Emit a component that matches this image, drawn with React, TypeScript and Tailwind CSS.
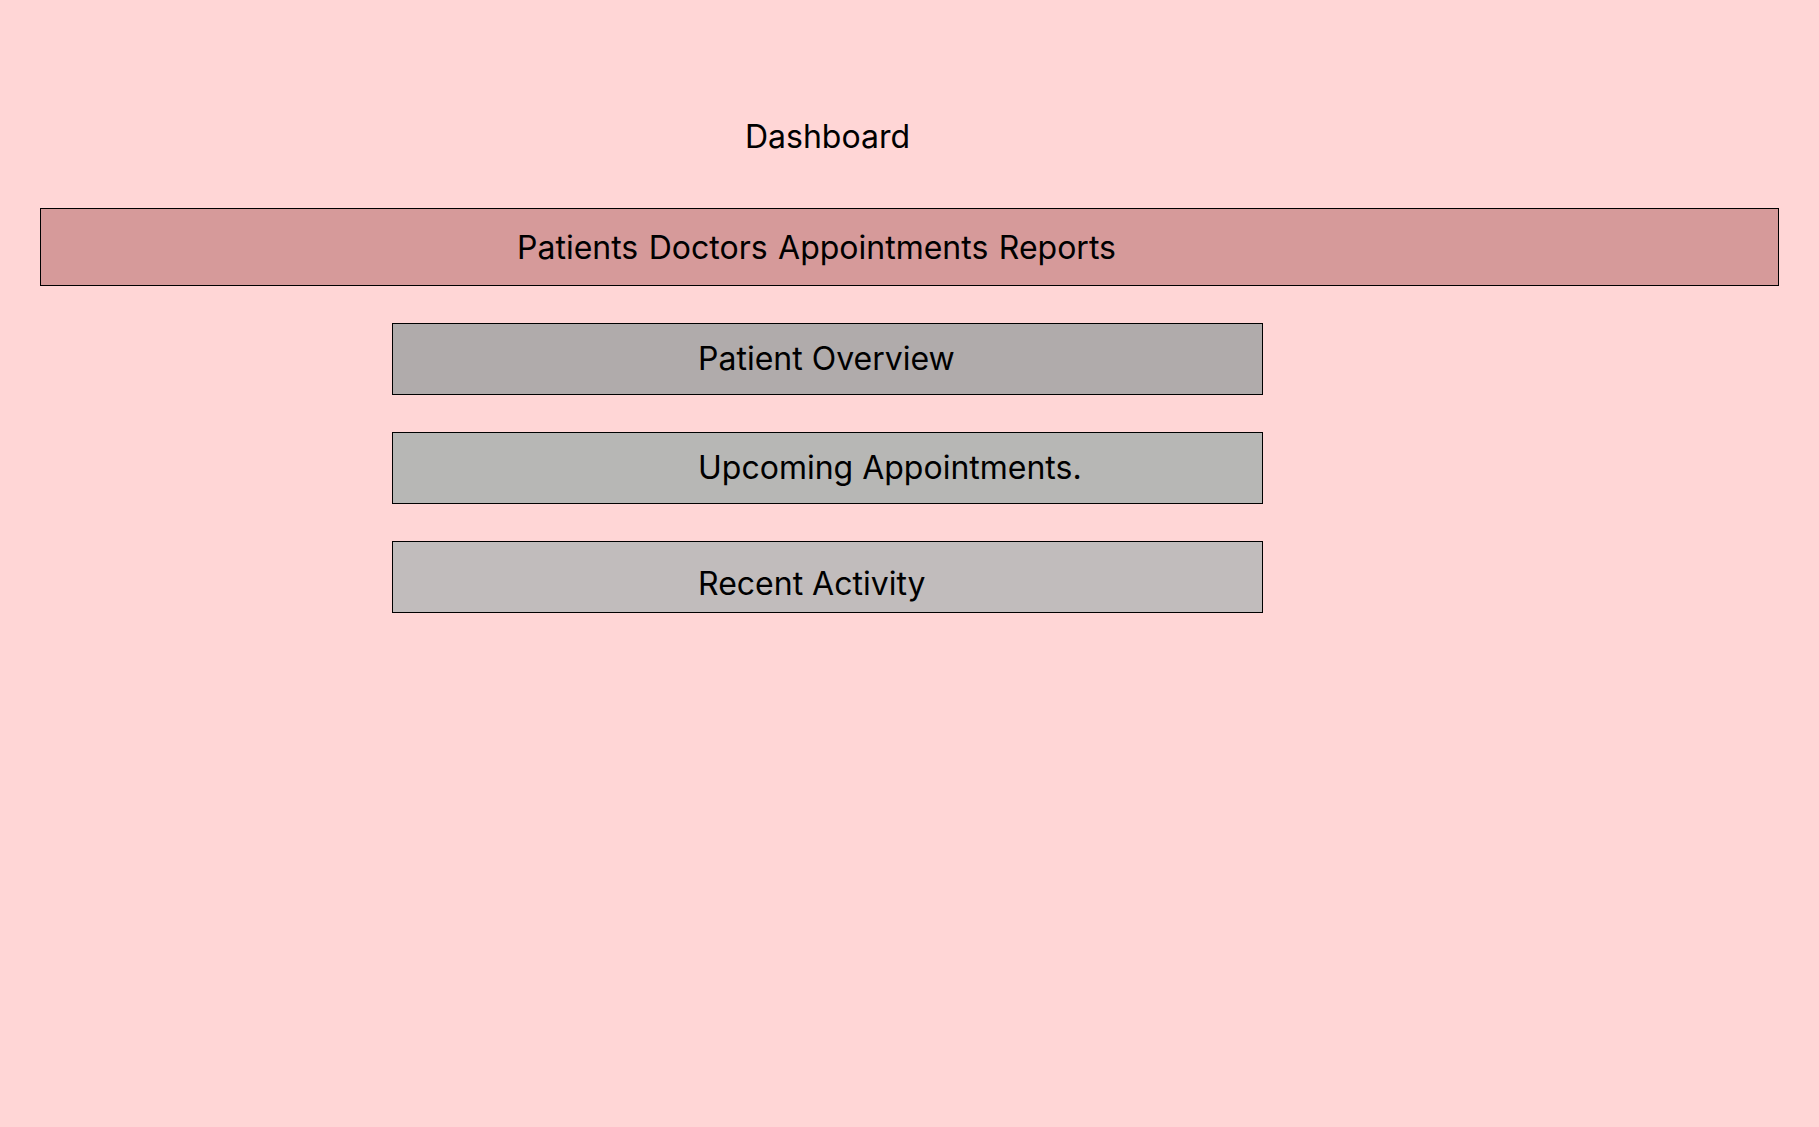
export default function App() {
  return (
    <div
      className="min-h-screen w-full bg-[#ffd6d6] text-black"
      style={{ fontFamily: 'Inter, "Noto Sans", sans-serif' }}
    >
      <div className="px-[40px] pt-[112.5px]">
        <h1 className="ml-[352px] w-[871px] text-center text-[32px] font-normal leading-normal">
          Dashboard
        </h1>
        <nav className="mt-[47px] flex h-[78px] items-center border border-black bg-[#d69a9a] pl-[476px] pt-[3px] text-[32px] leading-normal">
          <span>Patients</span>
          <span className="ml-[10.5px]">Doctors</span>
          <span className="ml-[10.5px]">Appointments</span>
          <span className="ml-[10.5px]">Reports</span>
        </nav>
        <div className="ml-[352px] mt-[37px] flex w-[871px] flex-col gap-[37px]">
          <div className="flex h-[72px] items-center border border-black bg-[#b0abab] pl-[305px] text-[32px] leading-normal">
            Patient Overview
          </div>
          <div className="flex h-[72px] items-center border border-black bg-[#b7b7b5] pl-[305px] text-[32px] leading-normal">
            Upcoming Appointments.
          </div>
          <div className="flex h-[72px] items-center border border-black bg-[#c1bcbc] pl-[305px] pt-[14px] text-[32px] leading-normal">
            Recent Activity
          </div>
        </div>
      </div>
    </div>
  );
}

----------------

Write out the material above again, word for word, minus its pictures.

RESPONSE TO THIS TASK:
Emit a component that matches this image, drawn with React, TypeScript and Tailwind CSS.
export default function App() {
  return (
    <div
      className="min-h-screen w-full bg-[#ffd6d6] text-black"
      style={{ fontFamily: 'Inter, "Noto Sans", sans-serif' }}
    >
      <div className="px-[40px] pt-[112.5px]">
        <h1 className="ml-[352px] w-[871px] text-center text-[32px] font-normal leading-normal">
          Dashboard
        </h1>
        <nav className="mt-[47px] flex h-[78px] items-center border border-black bg-[#d69a9a] pl-[476px] pt-[3px] text-[32px] leading-normal">
          <span>Patients</span>
          <span className="ml-[10.5px]">Doctors</span>
          <span className="ml-[10.5px]">Appointments</span>
          <span className="ml-[10.5px]">Reports</span>
        </nav>
        <div className="ml-[352px] mt-[37px] flex w-[871px] flex-col gap-[37px]">
          <div className="flex h-[72px] items-center border border-black bg-[#b0abab] pl-[305px] text-[32px] leading-normal">
            Patient Overview
          </div>
          <div className="flex h-[72px] items-center border border-black bg-[#b7b7b5] pl-[305px] text-[32px] leading-normal">
            Upcoming Appointments.
          </div>
          <div className="flex h-[72px] items-center border border-black bg-[#c1bcbc] pl-[305px] pt-[14px] text-[32px] leading-normal">
            Recent Activity
          </div>
        </div>
      </div>
    </div>
  );
}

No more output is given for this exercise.